-- Given request --
Search the listing for the string "styles" and copy every line that contains it.
++++++++
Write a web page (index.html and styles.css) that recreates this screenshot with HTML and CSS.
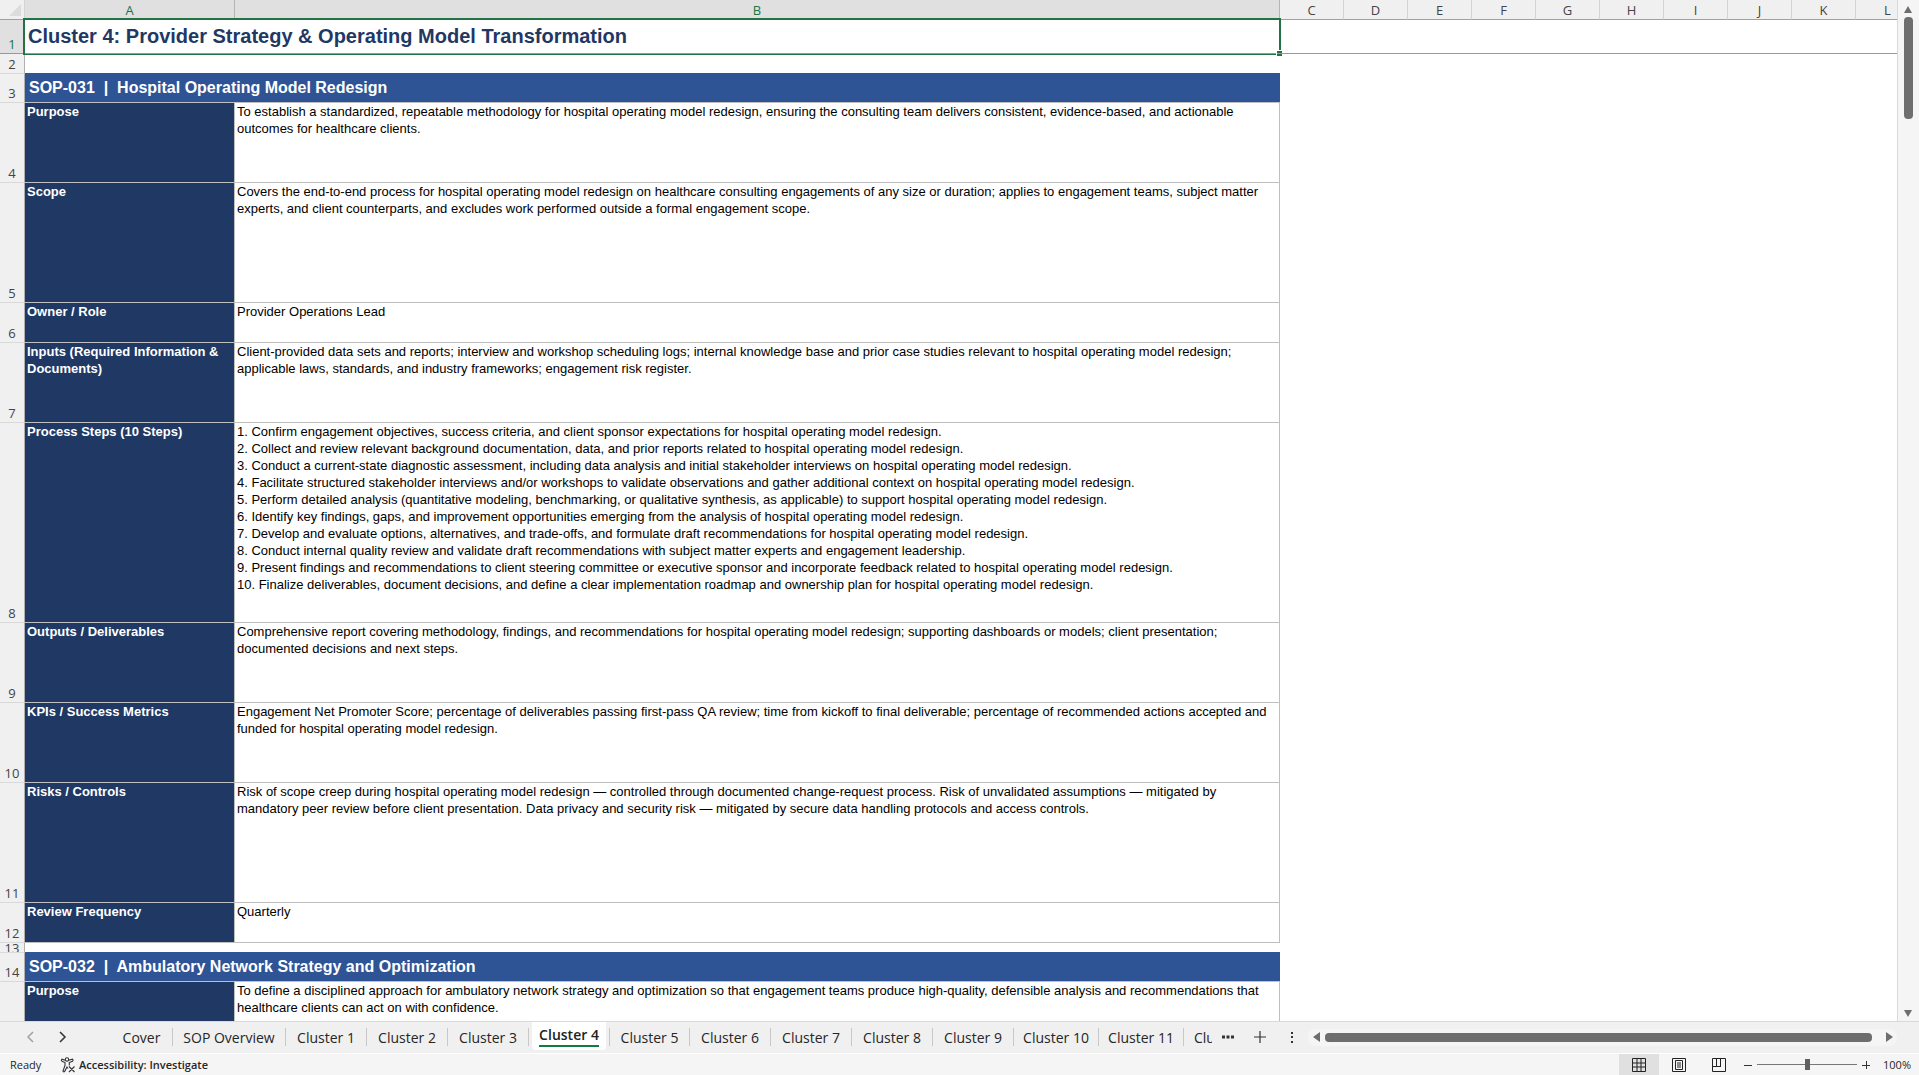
FILE: index.html
```html
<!DOCTYPE html>
<html lang="en">
<head>
<meta charset="utf-8">
<title>Cluster 4: Provider Strategy &amp; Operating Model Transformation</title>
<link rel="stylesheet" href="styles.css">
</head>
<body>
<main class="workspace">
  <div class="sheet">
    <table class="grid">
      <colgroup>
        <col class="col-head"><col class="col-a"><col class="col-b">
        <col class="col-std" span="10">
      </colgroup>
      <thead>
        <tr>
          <th class="corner" aria-label="Select all"><svg width="12" height="12" viewBox="0 0 12 12"><path d="M12 0V12H0Z" fill="#dcdcdc"/></svg></th>
          <th class="active">A</th><th class="active">B</th>
          <th>C</th><th>D</th><th>E</th><th>F</th><th>G</th><th>H</th><th>I</th><th>J</th><th>K</th><th>L</th>
        </tr>
      </thead>
      <tbody>
        <tr class="r-title"><th class="active">1</th><td class="title" colspan="2">Cluster 4: Provider Strategy &amp; Operating Model Transformation<span class="selection"></span><span class="fill-handle"></span></td><td class="blank" colspan="10"></td></tr>
        <tr class="r-gap"><th>2</th><td colspan="12"></td></tr>
        <tr class="r-band"><th>3</th><td class="band" colspan="2">SOP-031 &nbsp;|&nbsp; Hospital Operating Model Redesign</td></tr>
        <tr class="r-4"><th>4</th><td class="label">Purpose</td><td class="text">To establish a standardized, repeatable methodology for hospital operating model redesign, ensuring the consulting team delivers consistent, evidence-based, and actionable<br>outcomes for healthcare clients.</td></tr>
        <tr class="r-6"><th>5</th><td class="label">Scope</td><td class="text">Covers the end-to-end process for hospital operating model redesign on healthcare consulting engagements of any size or duration; applies to engagement teams, subject matter<br>experts, and client counterparts, and excludes work performed outside a formal engagement scope.</td></tr>
        <tr class="r-2"><th>6</th><td class="label">Owner / Role</td><td class="text">Provider Operations Lead</td></tr>
        <tr class="r-4"><th>7</th><td class="label">Inputs (Required Information &amp; Documents)</td><td class="text">Client-provided data sets and reports; interview and workshop scheduling logs; internal knowledge base and prior case studies relevant to hospital operating model redesign;<br>applicable laws, standards, and industry frameworks; engagement risk register.</td></tr>
        <tr class="r-10"><th>8</th><td class="label">Process Steps (10 Steps)</td><td class="text">1. Confirm engagement objectives, success criteria, and client sponsor expectations for hospital operating model redesign.<br>2. Collect and review relevant background documentation, data, and prior reports related to hospital operating model redesign.<br>3. Conduct a current-state diagnostic assessment, including data analysis and initial stakeholder interviews on hospital operating model redesign.<br>4. Facilitate structured stakeholder interviews and/or workshops to validate observations and gather additional context on hospital operating model redesign.<br>5. Perform detailed analysis (quantitative modeling, benchmarking, or qualitative synthesis, as applicable) to support hospital operating model redesign.<br>6. Identify key findings, gaps, and improvement opportunities emerging from the analysis of hospital operating model redesign.<br>7. Develop and evaluate options, alternatives, and trade-offs, and formulate draft recommendations for hospital operating model redesign.<br>8. Conduct internal quality review and validate draft recommendations with subject matter experts and engagement leadership.<br>9. Present findings and recommendations to client steering committee or executive sponsor and incorporate feedback related to hospital operating model redesign.<br>10. Finalize deliverables, document decisions, and define a clear implementation roadmap and ownership plan for hospital operating model redesign.</td></tr>
        <tr class="r-4"><th>9</th><td class="label">Outputs / Deliverables</td><td class="text">Comprehensive report covering methodology, findings, and recommendations for hospital operating model redesign; supporting dashboards or models; client presentation;<br>documented decisions and next steps.</td></tr>
        <tr class="r-4"><th>10</th><td class="label">KPIs / Success Metrics</td><td class="text">Engagement Net Promoter Score; percentage of deliverables passing first-pass QA review; time from kickoff to final deliverable; percentage of recommended actions accepted and<br>funded for hospital operating model redesign.</td></tr>
        <tr class="r-6"><th>11</th><td class="label">Risks / Controls</td><td class="text">Risk of scope creep during hospital operating model redesign — controlled through documented change-request process. Risk of unvalidated assumptions — mitigated by<br>mandatory peer review before client presentation. Data privacy and security risk — mitigated by secure data handling protocols and access controls.</td></tr>
        <tr class="r-2"><th>12</th><td class="label">Review Frequency</td><td class="text">Quarterly</td></tr>
        <tr class="r-thin"><th><div class="thin-number">13</div></th><td colspan="12"></td></tr>
        <tr class="r-band"><th>14</th><td class="band" colspan="2">SOP-032 &nbsp;|&nbsp; Ambulatory Network Strategy and Optimization</td></tr>
        <tr class="r-4"><th></th><td class="label">Purpose</td><td class="text">To define a disciplined approach for ambulatory network strategy and optimization so that engagement teams produce high-quality, defensible analysis and recommendations that<br>healthcare clients can act on with confidence.</td></tr>
      </tbody>
    </table>
  </div>
  <div class="vscroll">
    <button class="arrow" aria-label="Scroll up"><svg width="10" height="9" viewBox="0 0 10 9"><path d="M5 1L9 8H1Z"/></svg></button>
    <div class="vtrack"><div class="vthumb"></div></div>
    <button class="arrow" aria-label="Scroll down"><svg width="10" height="9" viewBox="0 0 10 9"><path d="M5 8L9 1H1Z"/></svg></button>
  </div>
</main>
<nav class="tabbar" aria-label="Sheets">
  <div class="tab-nav">
    <button aria-label="Previous sheet" class="dim"><svg width="8" height="12" viewBox="0 0 8 12"><path d="M6 1L1 6L6 11"/></svg></button>
    <button aria-label="Next sheet"><svg width="8" height="12" viewBox="0 0 8 12"><path d="M1 1L6 6L1 11"/></svg></button>
  </div>
  <div class="tabs">
    <button class="tab w-cover">Cover</button>
    <button class="tab w-overview">SOP Overview</button>
    <button class="tab">Cluster 1</button>
    <button class="tab">Cluster 2</button>
    <button class="tab">Cluster 3</button>
    <button class="tab current"><span>Cluster 4</span></button>
    <button class="tab after-current">Cluster 5</button>
    <button class="tab">Cluster 6</button>
    <button class="tab">Cluster 7</button>
    <button class="tab">Cluster 8</button>
    <button class="tab">Cluster 9</button>
    <button class="tab w-long">Cluster 10</button>
    <button class="tab w-long">Cluster 11</button>
    <button class="tab w-cut">Cluster 12</button>
  </div>
  <button class="tool" aria-label="More sheets"><svg width="12" height="4" viewBox="0 0 12 4"><path d="M0 0.500H3V3.500H0ZM4.500 0.500H7.500V3.500H4.500ZM9 0.500H12V3.500H9Z" fill="#333"/></svg></button>
  <button class="tool plus" aria-label="New sheet"><svg width="12" height="12" viewBox="0 0 12 12"><path d="M6 0V12M0 6H12" stroke="#333" stroke-width="1.200"/></svg></button>
  <span class="grip"><svg width="2" height="11" viewBox="0 0 2 11"><path d="M0 0H2V2H0ZM0 4H2V6H0ZM0 9H2V11H0Z" fill="#333"/></svg></span>
  <div class="hscroll">
    <button class="arrow" aria-label="Scroll left"><svg width="8" height="10" viewBox="0 0 8 10"><path d="M0 5L7 0V10Z"/></svg></button>
    <div class="hthumb"></div>
    <button class="arrow" aria-label="Scroll right"><svg width="8" height="10" viewBox="0 0 8 10"><path d="M8 5L1 0V10Z"/></svg></button>
  </div>
</nav>
<footer class="status">
  <span class="ready">Ready</span>
  <button class="access"><svg width="16" height="16" viewBox="0 0 16 16" fill="none" stroke="#333" stroke-width="1.100"><circle cx="7" cy="2.500" r="1.700"/><path d="M5.300 3.200L2 2.200Q0.800 3.200 2 4.200L5 5.600V8.500L3 14Q3.500 15.300 4.600 14.600L7 10L8 11.500M8.700 3.200L12.500 2.200Q13.600 3.200 12.500 4.200L9.300 5.600V8.500M9 9.500L14.500 15M14.500 9.500L9 15"/></svg>Accessibility: Investigate</button>
  <div class="views">
    <button class="view on" aria-label="Normal"><svg width="14" height="14" viewBox="0 0 14 14"><path d="M.5.5H13.500V13.500H.5ZM5 0V14M9 0V14M0 5H14M0 9H14"/></svg></button>
    <button class="view" aria-label="Page Layout"><svg width="14" height="14" viewBox="0 0 14 14"><path d="M.5.5H13.500V13.500H.5ZM3.500 2.500H10.500V11.500H3.500ZM5 5H9M5 7H9M5 9H9"/></svg></button>
    <button class="view" aria-label="Page Break Preview"><svg width="14" height="14" viewBox="0 0 14 14"><path d="M.5.5H13.500V13.500H.5ZM4.500 0V8.500M8.500 0V8.500M0 8.500H9"/></svg></button>
  </div>
  <div class="zoom">
    <button class="step" aria-label="Zoom out"><svg width="8" height="8" viewBox="0 0 8 8"><path d="M0 4.500H8"/></svg></button>
    <input class="slider" type="range" min="0" max="100" value="50" aria-label="Zoom">
    <button class="step" aria-label="Zoom in"><svg width="8" height="8" viewBox="0 0 8 8"><path d="M0 4.500H8M4.500 0V8"/></svg></button>
    <span class="percent">100%</span>
  </div>
</footer>
</body>
</html>
```
FILE: styles.css
```css
* { box-sizing: border-box; }

body {
  margin: 0;
  height: 100vh;
  display: flex;
  flex-direction: column;
  overflow: hidden;
  background: #f0f0f0;
  color: #262626;
  font-family: "Open Sans", "Noto Sans", sans-serif;
}

button {
  display: flex;
  align-items: center;
  justify-content: center;
  padding: 0;
  border: 0;
  background: none;
  color: inherit;
  font: inherit;
}

svg { display: block; }

.workspace {
  flex: 1;
  min-height: 0;
  display: flex;
}

.sheet {
  flex: 1;
  min-width: 0;
  overflow: hidden;
  background: #fff;
}

/* Grid */
.grid {
  width: 1920px;
  table-layout: fixed;
  border-collapse: separate;
  border-spacing: 0;
}

.col-head { width: 25px; }
.col-a { width: 210px; }
.col-b { width: 1045px; }
.col-std { width: 64px; }

.grid th, .grid td { padding: 0; }

.grid th {
  background: #f0f0f0;
  border-right: 1px solid #d4d4d4;
  color: #444;
  font-size: 13px;
  line-height: 16px;
  font-weight: 400;
}

.grid thead th {
  height: 20px;
  border-bottom: 1px solid #a0a0a0;
}

.grid thead th.active {
  background: #e0e0e0;
  border-right-color: #b4b4b4;
  color: #217346;
}

.grid tbody th {
  padding-bottom: 1px;
  vertical-align: bottom;
  border-right-color: #b0b0b0;
  border-bottom: 1px solid #d9d9d9;
}

.grid tbody th.active {
  background: #e0e0e0;
  color: #217346;
}

.corner svg { margin: 0 3px 0 auto; }

.r-title { height: 34px; }
.r-gap { height: 20px; }
.r-band { height: 29px; }
.r-2 { height: 40px; }
.r-4 { height: 80px; }
.r-6 { height: 120px; }
.r-10 { height: 200px; }
.r-thin { height: 10px; }

.grid .r-thin th { padding: 0; }

.grid .r-title > * { border-bottom: 1px solid #999; }

.grid .title {
  position: relative;
  padding: 0 0 2px 3px;
  color: #1f3864;
  font: 700 20px/24px "Liberation Sans", Arial, sans-serif;
}

.selection {
  position: absolute;
  inset: -2px -1px -2px -2px;
  border: 2px solid #217346;
  border-bottom-width: 1px;
}

.fill-handle {
  position: absolute;
  right: -2px;
  bottom: -3px;
  width: 6px;
  height: 6px;
  border: solid #fff;
  border-width: 1px 0 0 1px;
  background: linear-gradient(#217346 2px, #999 2px, #999 3px, #217346 3px);
}

.grid .band {
  padding-left: 4px;
  background: #2f5496;
  box-shadow: 0 -1px 0 #2f5496;
  border-bottom: 1px solid #bfbfbf;
  color: #fff;
  font: 700 16px/20px "Liberation Sans", Arial, sans-serif;
}

.grid .label, .grid .text {
  vertical-align: top;
  border-right: 1px solid #bfbfbf;
  border-bottom: 1px solid #bfbfbf;
  font: 13px/17px "Liberation Sans", Arial, sans-serif;
}

.grid .label {
  padding-left: 2px;
  background: #1f3864;
  color: #fff;
  font-weight: 700;
}

.grid .text {
  padding-left: 2px;
  color: #000;
  white-space: nowrap;
}

.thin-number {
  height: 9px;
  display: flex;
  justify-content: center;
  align-items: center;
  overflow: hidden;
}

/* Scrollbars */
.arrow path { fill: #6e6e6e; }

.vscroll {
  width: 22px;
  padding: 4px 3px 2px 2px;
  display: flex;
  flex-direction: column;
  align-items: stretch;
  border-left: 1px solid #d9d9d9;
  background: #f5f5f5;
}

.vscroll .arrow { height: 11px; }

.vtrack { flex: 1; padding-top: 2px; }

.vthumb {
  width: 9px;
  height: 102px;
  margin: 0 auto;
  border-radius: 4px;
  background: #6e6e6e;
}

.hscroll {
  flex: 1;
  height: 17px;
  margin-right: 22px;
  display: flex;
  align-items: center;
  border-radius: 8px;
  background: #f5f5f5;
}

.hscroll .arrow { width: 17px; }

.hthumb {
  flex: 1;
  height: 9px;
  margin-right: 8px;
  border-radius: 4px;
  background: #6e6e6e;
}

/* Sheet tabs */
.tabbar {
  height: 32px;
  padding-bottom: 1px;
  display: flex;
  align-items: center;
  border-top: 1px solid #d9d9d9;
  font-size: 14px;
}

.tab-nav {
  width: 111px;
  padding-left: 15px;
  display: flex;
}

.tab-nav button { width: 32px; height: 24px; }
.tab-nav path { fill: none; stroke: #333; stroke-width: 1.5; }
.tab-nav .dim path { stroke: #a0a0a0; }

.tabs { display: flex; align-self: stretch; align-items: center; }

.tab {
  width: 81px;
  height: 18px;
  border-right: 1px solid #c8c8c8;
  white-space: nowrap;
}

.w-cover { width: 62px; }
.w-overview { width: 113px; }
.w-long { width: 85px; }
.w-cut { width: 28px; border: 0; overflow: hidden; justify-content: flex-start; padding-left: 10px; }

.current {
  align-self: stretch;
  width: 74px;
  height: 28px;
  margin: 0 3px;
  padding-top: 3px;
  align-items: flex-start;
  border: 0;
  border-radius: 0 0 4px 4px;
  background: #fff;
  color: #222;
  font-weight: 600;
}

.current span { border-bottom: 2px solid #107c41; line-height: 20px; }

.after-current { border-left: 1px solid #c8c8c8; }

.tool { width: 32px; height: 24px; }
.grip { width: 32px; display: flex; justify-content: center; }

/* Status bar */
.status {
  height: 22px;
  display: flex;
  align-items: center;
  border-top: 1px solid #fff;
  background: #f5f5f5;
  font-size: 11px;
}

.ready { width: 60px; padding-left: 10px; }
.access { gap: 3px; font-weight: 600; }

.views { margin-left: auto; display: flex; align-self: stretch; }
.view { width: 40px; }
.view.on { background: #e0e0e0; }
.view path { fill: none; stroke: #222; }

.zoom { display: flex; align-items: center; }
.step { width: 18px; height: 20px; }
.step path { stroke: #333; }

.slider {
  appearance: none;
  width: 100px;
  height: 20px;
  margin: 0;
  background: linear-gradient(#777, #777) center / 100% 1px no-repeat;
}

.slider::-webkit-slider-thumb {
  appearance: none;
  width: 5px;
  height: 11px;
  background: #606060;
}

.percent { width: 44px; text-align: center; }
```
++++++++
-- Answer in full --
Write a web page (index.html and styles.css) that recreates this screenshot with HTML and CSS.
<link rel="stylesheet" href="styles.css">
FILE: styles.css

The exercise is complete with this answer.